--- Start of RECORDS TO USE ---
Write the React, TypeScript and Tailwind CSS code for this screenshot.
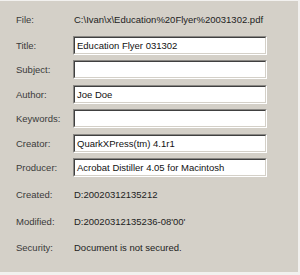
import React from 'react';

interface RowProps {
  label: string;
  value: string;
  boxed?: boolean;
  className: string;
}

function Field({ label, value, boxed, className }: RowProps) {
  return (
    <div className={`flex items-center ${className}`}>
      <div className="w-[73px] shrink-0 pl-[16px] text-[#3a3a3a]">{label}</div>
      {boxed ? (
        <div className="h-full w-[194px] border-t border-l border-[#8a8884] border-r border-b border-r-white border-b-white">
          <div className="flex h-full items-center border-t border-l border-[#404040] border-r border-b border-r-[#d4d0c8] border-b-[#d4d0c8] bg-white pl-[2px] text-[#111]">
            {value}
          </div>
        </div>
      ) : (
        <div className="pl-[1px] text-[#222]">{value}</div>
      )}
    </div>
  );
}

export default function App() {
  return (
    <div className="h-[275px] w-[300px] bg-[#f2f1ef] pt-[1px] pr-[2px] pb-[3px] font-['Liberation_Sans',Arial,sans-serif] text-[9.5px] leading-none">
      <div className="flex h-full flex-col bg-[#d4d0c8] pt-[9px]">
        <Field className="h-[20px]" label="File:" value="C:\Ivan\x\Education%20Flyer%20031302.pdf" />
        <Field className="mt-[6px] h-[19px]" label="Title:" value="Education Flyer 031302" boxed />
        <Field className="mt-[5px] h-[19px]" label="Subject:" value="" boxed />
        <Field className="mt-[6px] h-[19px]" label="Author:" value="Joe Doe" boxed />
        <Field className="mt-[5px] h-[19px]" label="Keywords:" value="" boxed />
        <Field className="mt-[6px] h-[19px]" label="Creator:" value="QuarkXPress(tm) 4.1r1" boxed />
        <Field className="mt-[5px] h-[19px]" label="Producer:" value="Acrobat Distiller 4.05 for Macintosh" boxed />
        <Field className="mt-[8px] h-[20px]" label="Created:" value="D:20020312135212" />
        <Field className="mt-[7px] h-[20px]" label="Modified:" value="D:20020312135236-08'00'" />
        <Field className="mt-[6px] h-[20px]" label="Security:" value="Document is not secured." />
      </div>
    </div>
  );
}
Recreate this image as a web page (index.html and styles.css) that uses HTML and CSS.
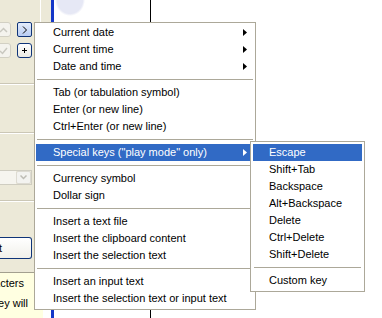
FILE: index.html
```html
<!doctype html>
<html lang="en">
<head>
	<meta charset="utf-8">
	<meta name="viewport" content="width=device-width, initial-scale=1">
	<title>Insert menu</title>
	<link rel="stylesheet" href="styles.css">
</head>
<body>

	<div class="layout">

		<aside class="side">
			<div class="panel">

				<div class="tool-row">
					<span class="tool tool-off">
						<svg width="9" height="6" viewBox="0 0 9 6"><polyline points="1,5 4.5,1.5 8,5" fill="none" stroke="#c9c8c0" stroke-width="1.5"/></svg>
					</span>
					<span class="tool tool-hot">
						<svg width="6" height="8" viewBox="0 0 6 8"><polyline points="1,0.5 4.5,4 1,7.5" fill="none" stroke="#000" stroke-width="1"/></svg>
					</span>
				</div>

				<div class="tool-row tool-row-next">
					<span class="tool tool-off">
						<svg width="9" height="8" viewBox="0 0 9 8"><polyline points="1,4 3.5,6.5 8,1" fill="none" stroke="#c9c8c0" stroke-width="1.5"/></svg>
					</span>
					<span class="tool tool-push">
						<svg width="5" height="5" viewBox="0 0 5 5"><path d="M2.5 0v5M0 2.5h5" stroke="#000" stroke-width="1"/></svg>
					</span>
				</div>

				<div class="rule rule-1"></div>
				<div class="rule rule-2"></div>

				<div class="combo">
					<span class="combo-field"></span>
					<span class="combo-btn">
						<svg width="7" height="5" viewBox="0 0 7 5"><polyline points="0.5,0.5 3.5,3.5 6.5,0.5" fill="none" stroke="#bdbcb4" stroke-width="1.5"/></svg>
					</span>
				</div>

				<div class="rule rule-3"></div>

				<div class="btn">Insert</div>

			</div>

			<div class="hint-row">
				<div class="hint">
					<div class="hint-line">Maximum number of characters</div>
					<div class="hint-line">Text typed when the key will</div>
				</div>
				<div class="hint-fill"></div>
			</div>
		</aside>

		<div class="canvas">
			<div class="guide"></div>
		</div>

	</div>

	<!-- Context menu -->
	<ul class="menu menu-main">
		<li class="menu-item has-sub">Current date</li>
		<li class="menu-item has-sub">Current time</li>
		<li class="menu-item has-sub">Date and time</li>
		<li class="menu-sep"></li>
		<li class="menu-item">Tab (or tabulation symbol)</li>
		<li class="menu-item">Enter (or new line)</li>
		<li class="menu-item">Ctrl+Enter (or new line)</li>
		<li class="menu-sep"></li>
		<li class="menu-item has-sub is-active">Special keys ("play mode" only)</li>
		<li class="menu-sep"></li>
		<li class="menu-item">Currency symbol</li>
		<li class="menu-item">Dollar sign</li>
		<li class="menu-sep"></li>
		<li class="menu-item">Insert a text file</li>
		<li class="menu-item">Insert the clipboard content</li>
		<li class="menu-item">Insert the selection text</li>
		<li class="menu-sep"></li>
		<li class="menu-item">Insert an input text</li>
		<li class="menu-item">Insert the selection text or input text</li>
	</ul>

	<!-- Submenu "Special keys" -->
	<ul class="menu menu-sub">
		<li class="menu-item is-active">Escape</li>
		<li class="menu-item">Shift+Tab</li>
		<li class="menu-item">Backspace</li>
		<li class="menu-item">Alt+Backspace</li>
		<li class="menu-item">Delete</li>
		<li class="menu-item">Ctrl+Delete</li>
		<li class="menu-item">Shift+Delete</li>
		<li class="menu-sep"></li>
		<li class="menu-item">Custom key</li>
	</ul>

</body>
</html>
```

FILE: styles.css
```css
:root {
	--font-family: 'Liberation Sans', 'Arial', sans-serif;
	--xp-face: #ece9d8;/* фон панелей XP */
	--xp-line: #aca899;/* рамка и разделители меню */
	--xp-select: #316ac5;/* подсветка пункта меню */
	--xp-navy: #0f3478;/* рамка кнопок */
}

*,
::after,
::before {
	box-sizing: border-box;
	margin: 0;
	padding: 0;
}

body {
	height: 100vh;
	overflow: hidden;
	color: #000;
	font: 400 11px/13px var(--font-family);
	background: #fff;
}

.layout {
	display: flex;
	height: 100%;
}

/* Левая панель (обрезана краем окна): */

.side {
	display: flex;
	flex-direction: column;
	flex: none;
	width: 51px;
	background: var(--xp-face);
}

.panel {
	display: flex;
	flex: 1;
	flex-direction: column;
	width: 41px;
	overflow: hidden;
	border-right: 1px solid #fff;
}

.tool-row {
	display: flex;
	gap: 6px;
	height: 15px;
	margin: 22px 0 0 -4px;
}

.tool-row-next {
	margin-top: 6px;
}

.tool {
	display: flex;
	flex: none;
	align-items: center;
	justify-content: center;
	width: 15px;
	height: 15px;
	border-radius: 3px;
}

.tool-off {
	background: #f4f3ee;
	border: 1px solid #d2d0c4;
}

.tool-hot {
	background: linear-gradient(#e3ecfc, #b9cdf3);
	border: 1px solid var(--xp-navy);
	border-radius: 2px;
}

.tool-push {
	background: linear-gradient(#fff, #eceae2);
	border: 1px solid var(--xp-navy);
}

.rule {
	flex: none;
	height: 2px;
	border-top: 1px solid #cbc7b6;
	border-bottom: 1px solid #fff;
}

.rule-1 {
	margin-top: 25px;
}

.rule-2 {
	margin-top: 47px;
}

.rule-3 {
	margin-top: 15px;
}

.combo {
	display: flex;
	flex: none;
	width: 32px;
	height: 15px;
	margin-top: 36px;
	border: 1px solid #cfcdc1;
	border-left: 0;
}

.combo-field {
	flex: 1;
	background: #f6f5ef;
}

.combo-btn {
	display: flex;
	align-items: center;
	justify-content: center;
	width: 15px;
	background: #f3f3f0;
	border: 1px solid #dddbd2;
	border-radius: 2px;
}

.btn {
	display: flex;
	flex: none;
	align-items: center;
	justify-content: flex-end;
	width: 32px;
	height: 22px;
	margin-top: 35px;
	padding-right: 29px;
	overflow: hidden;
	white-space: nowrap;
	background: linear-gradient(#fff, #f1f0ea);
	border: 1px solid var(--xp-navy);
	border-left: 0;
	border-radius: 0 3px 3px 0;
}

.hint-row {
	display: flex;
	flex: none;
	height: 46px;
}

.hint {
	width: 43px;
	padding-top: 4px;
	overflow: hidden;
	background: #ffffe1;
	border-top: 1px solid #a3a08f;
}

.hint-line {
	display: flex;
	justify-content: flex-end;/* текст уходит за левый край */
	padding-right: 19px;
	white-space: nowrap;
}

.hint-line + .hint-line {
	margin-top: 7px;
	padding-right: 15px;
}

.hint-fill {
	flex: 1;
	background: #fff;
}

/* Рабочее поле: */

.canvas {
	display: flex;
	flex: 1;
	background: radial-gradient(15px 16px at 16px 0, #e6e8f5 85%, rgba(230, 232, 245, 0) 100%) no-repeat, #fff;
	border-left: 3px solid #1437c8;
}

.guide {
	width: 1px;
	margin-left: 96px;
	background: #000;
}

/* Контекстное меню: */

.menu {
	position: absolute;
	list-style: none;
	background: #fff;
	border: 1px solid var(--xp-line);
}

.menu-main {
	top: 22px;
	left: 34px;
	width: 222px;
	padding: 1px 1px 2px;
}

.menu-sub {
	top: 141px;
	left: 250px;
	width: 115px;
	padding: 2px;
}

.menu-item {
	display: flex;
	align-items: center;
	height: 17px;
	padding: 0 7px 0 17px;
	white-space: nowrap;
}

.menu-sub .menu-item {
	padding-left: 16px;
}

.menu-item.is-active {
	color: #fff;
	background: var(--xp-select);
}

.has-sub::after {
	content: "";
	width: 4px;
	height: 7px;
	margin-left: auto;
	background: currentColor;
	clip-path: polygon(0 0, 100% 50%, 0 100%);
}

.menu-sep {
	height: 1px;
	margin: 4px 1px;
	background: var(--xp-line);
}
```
--- End of RECORDS TO USE ---
PROBLEM STATEMENT = Return each line that includes "this".

REPLY =
Write the React, TypeScript and Tailwind CSS code for this screenshot.
Recreate this image as a web page (index.html and styles.css) that uses HTML and CSS.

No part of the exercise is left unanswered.